3D printing technology acquired from the Universities of Michigan and Wisconsin will be utilized to reconstruct missing bones
The acquired 3D printing technology will be utilized to create implants to treat orthopedic and craniomaxillofacial deformities.
New technologies acquired by Johnson & Johnson (London, UK) will be used to create bioabsorbable implants to regenerate bones. The technology, developed by Tissue Regeneration Systems (MI, USA), was acquired by the DePuy Synthes arm of Johnson & Johnson. Tissue Regeneration Systems is involved with commercialization research at the University of Michigan (MI, USA) and the University of Wisconsin (WI, USA) into devices for reconstructing skeletons and healing bones.
The technology utilizes data from CT scans that strategically map the exact geometry and dimensions of the missing bone section which is then directed to a 3D printer to generate the synthetic bone. Surgeons have the option to alter the bone structure during the course of operation.
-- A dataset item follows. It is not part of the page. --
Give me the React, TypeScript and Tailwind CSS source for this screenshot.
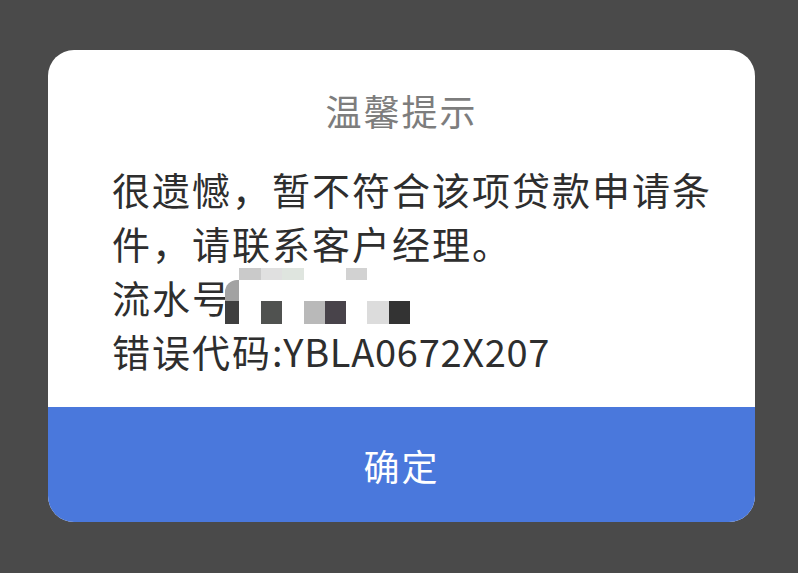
const cjk = { fontFamily: '"Noto Sans CJK SC", "Noto Sans", sans-serif' };

// pixelated cover over the serial number, one array per row
const mosaicCols = [14, 22, 21, 22, 21, 21, 21, 22, 21];
const mosaicRows: { h: number; cells: string[] }[] = [
  { h: 12, cells: ['bg-white', 'bg-[#cacaca]', 'bg-[#e0e0e0]', 'bg-[#dfe5df]', 'bg-white', 'bg-white', 'bg-[#d2d2d2]', 'bg-white', 'bg-white'] },
  { h: 21, cells: ['bg-[#a2a2a2]', 'bg-white', 'bg-white', 'bg-white', 'bg-white', 'bg-white', 'bg-white', 'bg-white', 'bg-white'] },
  { h: 23, cells: ['bg-[#3f3f3f]', 'bg-white', 'bg-[#505250]', 'bg-white', 'bg-[#b9b9b9]', 'bg-[#48434a]', 'bg-white', 'bg-[#dcdcdc]', 'bg-[#333333]'] },
];

function Mosaic() {
  return (
    <span className="ml-[-7px] inline-flex flex-col blur-[0.6px]">
      {mosaicRows.map((row, r) => (
        <span key={r} className="flex" style={{ height: row.h }}>
          {row.cells.map((c, i) => (
            <span
              key={i}
              className={`${c} ${r === 1 && i === 0 ? 'rounded-tl-[12px]' : ''}`}
              style={{ width: mosaicCols[i] }}
            />
          ))}
        </span>
      ))}
    </span>
  );
}

export default function App() {
  return (
    <div className="w-[798px] h-[573px] bg-[#4a4a4a] pt-[50px] pl-[48px]" style={cjk}>
      <div className="w-[707px] h-[472px] bg-white rounded-[26px] overflow-hidden flex flex-col">
        <div className="pt-[33px] text-center text-[36px] leading-[54px] tracking-[2px] text-[#7d7d7d]">
          温馨提示
        </div>
        <div className="mt-[25px] pl-[64px] pr-[40px] text-[38px] leading-[54px] tracking-[2px] text-[#2e2e2e]">
          <p>很遗憾，暂不符合该项贷款申请条件，请联系客户经理。</p>
          <p className="flex items-end h-[54px]">
            <span>流水号</span>
            <Mosaic />
          </p>
          <p>
            错误代码<span className="tracking-[0.7px]">:YBLA0672X207</span>
          </p>
        </div>
        <button className="mt-auto h-[115px] bg-[#4a78dc] text-white text-[36px] tracking-[2px] flex items-center justify-center">
          确定
        </button>
      </div>
    </div>
  );
}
The synthetic bone is then coated with a “plate-like nanostructure that resembles living bone”. The mineral coating enhances the healing process to provide a surface to which biological components can interact.
The technology’s main application is craniomaxillofacial surgery. Often, surgeons take bones from other distinct sites of the patient’s body to utilize in mouth, jaw, face and skull reconstruction. This technology aims to avoid harvesting bone grafts and midoperation modifications by creating a personalized device.
Ciro Römer, group chairman at DePuy Synthes, explained “We are systematically investing in building a pipeline of 3D printed products. This technology, which will be added to the DePuy Synthes Trauma Platform, is the latest example of how we are working toward developing next-generation technologies that transform healthcare delivery with individualized solutions for patients.”